「壷阪寺」の奥の院 五百羅漢岩

奈良県


壷阪寺がある高取町は、古代より飛鳥から吉野や紀伊に通じる道の途上にあたる重要な位置であり、古くから周辺の人口集中を支える地域として発展していた場所でした。

「妻は夫をいたわりつ、夫は妻に慕いつつ、頃は六月中の頃、夏とは言えど片田舎、木立の森もいと涼し…」というお里沢市の物語「壷坂霊元記」を子どもの頃ラジオで聞いたことがありました。

壺阪寺は、西国三十三カ所(西国観音霊場)六番札所で、御詠歌でも出てきます。

背丈20m,重量1200tを誇る世界最大級の観音立像。

石像の岩石はデカン高原カルカラ産で約3億年前のものといわれています。

日本とインドの石工たち延べ8万人が4年7ヶ月の歳月をかけて彫り上げたもので、インド政府と壷阪寺の友情の深さを示すシンボルでもあります。
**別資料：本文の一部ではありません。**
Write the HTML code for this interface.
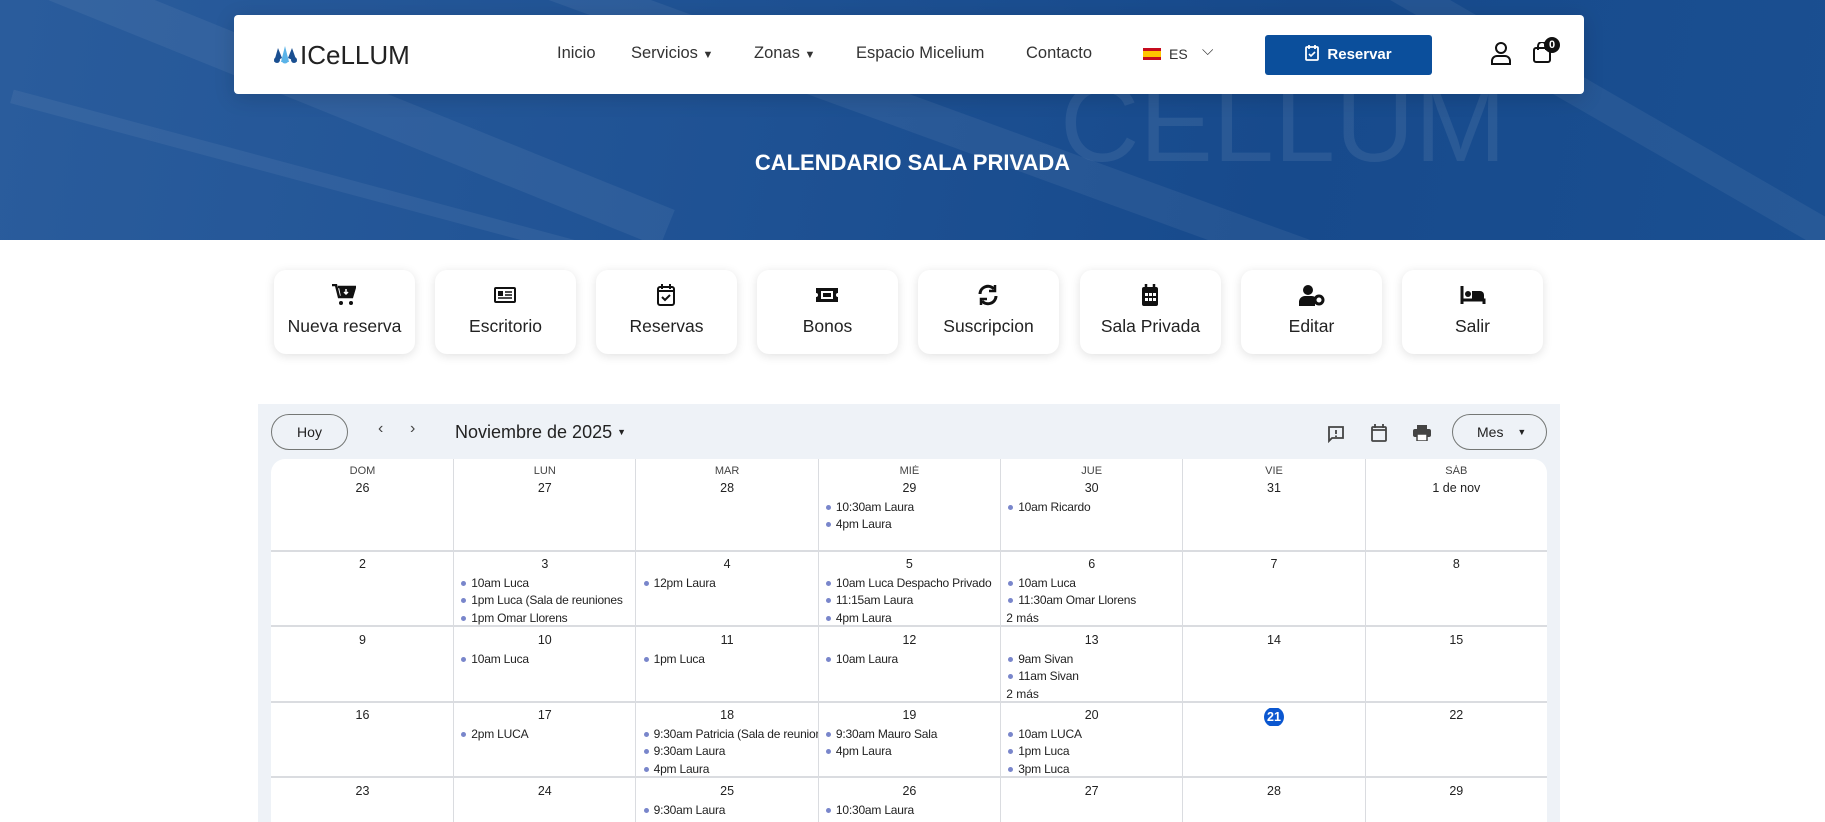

草創については不明な点が多いが、伝承によれば大宝3年(703年)に元興寺の弁基上人により開かれたとされる。

後に元正天皇の祈願寺となった。

平安時代、京都の清水寺が北法華寺と呼ばれるのに対し当寺は南法華寺と呼ばれ、長谷寺とともに古くから観音霊場として栄えた。

承和14年(847年)には長谷寺とともに定額寺に列せられている。

貴族達の参拝も盛んであり、清少納言の『枕草子』には「寺は壺坂、笠置、法輪・・・」と霊験の寺の筆頭に挙げられている。

また、寛弘4年(1007年)左大臣藤原道長が吉野参詣の途次に当寺に宿泊している。

駐車場から奥へ進むと、現代的なお地蔵さまがずらりと奉納されたエリアが。

五百羅漢はそのさらに先にあります

「壷阪寺」の奥の院となる五百羅漢岩は、16世紀に高取城を本格整備した本多正俊が石工に命じて作らせたと伝わります。

ほとんどお顔が見えない石仏が多く、ひっそり静かな祈りの聖地。

この五百羅漢岩がいつ頃のものかは確かな記録は遺されていないようです。

16世紀末ごろ、豊臣家の重臣・本田利久が高取城を築城した際に、石工たちに命じて掘らせたという説が有力とされているとか。

おそらくは高取城の護りに仏の力を借りる意味があったのでしょう。

その甲斐もあって、高取城は明治維新を過ぎたころまでここにそびえ続けました(1873年に廃城)。

その一方、これを命じた本田氏は嗣子に恵まれず、17世紀中頃には廃絶してしまったとか。戦国の世は厳しいですね。

この五百羅漢岩は、高さ5m×幅3mくらいの岩に掘られていて、とても大きく感じます。

長い間、ずっと風雨にさらされてきて、その時の流れまで感じさせるようです。 

また、その周辺の岩に三尊像・五社大神・来迎如来・施無畏像・護法大黒など、たくさんの磨崖仏が刻まれています。

こうした仏さまは、山中の20ヶ所くらいにも及ぶというのですから、全部で何体あるのか想像もつきません。

五百羅漢周遊道が高取城まで続く。

「五百羅漢」に向かう参道には、目標までの距離を示す「町石」(高さ160センチ、花崗岩製)があり、そこに「香高山二町辰甲五月日」と刻まれています。

この「辰甲」は、石造様式から慶長9年(1604)と考えられています。

また、羅漢岩の前の石灯籠(高さ168、花崗岩製)には、「蓮華院殿慶長12年」と記されており、慶長12年(1607)の製作とわかります。

このため、石仏群も慶長年間の製作が始まったと推定されています。

400年の風雨にさらされた尊顔は、あるものは欠け、あるのもは削られ、目鼻が定かでなくなってもなお、対面する者を慰撫する力を持っています。